Monday, June 11, 2007

Shake your rattle snake skin.

this album is a perfectly bad example of a band playing hard to get.

track numero uno kicks things off with a whiny circus show of what might as well be latin sing-spoken words and obnoxious organs. it'll make you feel like you're on a merry-go-round set for never-ending torturous destruction. seriously. it's bad.

but you say to yourself 'i bought this album on a whim because i saw it in paste magazine and that guy at urban outfitters seemed pretty stoked about it...let's give it a few more cuts before i can officially feel like a jackass for giving in to such stereotypical impulses.'

tracks two and three might as well be twins. the wining persists. but wtf is this? you're starting to like it. or maybe that denial coaxed by the never-ending trendy merry-go-round is just tricking you into finding something appealing about the sound.

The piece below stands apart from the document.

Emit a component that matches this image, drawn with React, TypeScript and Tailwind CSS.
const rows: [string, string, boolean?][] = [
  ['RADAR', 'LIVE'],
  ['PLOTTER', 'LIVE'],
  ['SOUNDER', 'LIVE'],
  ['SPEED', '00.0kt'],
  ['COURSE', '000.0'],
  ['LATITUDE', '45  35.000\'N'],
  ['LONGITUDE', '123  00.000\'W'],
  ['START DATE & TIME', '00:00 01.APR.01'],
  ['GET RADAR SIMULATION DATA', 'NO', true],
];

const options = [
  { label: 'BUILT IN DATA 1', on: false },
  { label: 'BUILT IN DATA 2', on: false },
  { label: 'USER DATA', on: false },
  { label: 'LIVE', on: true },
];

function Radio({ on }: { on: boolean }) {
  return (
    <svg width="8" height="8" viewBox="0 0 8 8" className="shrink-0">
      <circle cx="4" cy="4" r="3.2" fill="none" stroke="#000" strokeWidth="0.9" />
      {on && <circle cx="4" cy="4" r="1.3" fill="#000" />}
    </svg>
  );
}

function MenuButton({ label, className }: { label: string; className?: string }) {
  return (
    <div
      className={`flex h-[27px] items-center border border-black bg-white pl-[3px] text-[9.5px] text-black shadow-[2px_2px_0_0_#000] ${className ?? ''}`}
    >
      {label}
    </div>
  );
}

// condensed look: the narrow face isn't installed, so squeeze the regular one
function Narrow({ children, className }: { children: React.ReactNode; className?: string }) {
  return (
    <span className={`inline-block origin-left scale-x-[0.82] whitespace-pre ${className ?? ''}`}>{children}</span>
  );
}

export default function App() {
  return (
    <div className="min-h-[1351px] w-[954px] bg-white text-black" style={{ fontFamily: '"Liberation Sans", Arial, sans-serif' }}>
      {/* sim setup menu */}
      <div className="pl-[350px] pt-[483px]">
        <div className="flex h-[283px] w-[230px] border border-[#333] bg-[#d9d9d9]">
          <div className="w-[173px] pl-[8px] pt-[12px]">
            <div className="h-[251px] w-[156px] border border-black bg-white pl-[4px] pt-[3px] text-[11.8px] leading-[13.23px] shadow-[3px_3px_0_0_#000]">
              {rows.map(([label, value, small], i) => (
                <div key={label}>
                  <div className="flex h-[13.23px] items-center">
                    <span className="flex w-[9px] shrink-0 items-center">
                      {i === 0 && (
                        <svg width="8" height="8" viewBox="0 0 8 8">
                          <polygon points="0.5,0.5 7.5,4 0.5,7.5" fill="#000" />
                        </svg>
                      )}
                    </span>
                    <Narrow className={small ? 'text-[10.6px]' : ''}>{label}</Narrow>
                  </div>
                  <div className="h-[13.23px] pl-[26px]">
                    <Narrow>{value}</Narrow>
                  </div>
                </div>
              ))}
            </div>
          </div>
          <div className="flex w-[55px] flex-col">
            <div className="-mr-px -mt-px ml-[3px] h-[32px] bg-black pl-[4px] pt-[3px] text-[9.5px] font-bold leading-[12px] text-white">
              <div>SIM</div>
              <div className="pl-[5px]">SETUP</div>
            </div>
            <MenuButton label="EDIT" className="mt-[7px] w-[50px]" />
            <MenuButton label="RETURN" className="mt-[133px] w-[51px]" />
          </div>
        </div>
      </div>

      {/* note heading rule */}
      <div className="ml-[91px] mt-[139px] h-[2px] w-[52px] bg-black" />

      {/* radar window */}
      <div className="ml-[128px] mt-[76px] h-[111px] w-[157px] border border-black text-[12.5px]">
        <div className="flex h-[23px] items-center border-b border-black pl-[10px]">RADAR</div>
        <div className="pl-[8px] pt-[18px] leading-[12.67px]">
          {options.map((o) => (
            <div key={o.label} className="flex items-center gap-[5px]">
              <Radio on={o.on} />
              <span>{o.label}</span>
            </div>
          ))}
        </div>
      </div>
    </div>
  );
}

either way, as the album continues it becomes much much more appetizing.

track number ten comes out of left field and hits you right between the eyes. this is my song. when i want to listen to cyhsy, i automatically skip to track ten on the self-titled album, no exceptions. this is the song you drive to during the summer on a cool night right at sunset.

so for that, i'll accept cyhsy's apologies. you've made one excellent song. one that i will never grow tired of. now take notes and keep doing that in the future. because, while i can tolerate the ew gross ow my ears hurt sound, 98% of everybody else in the world can't.

but then again, i guess that's just being indie.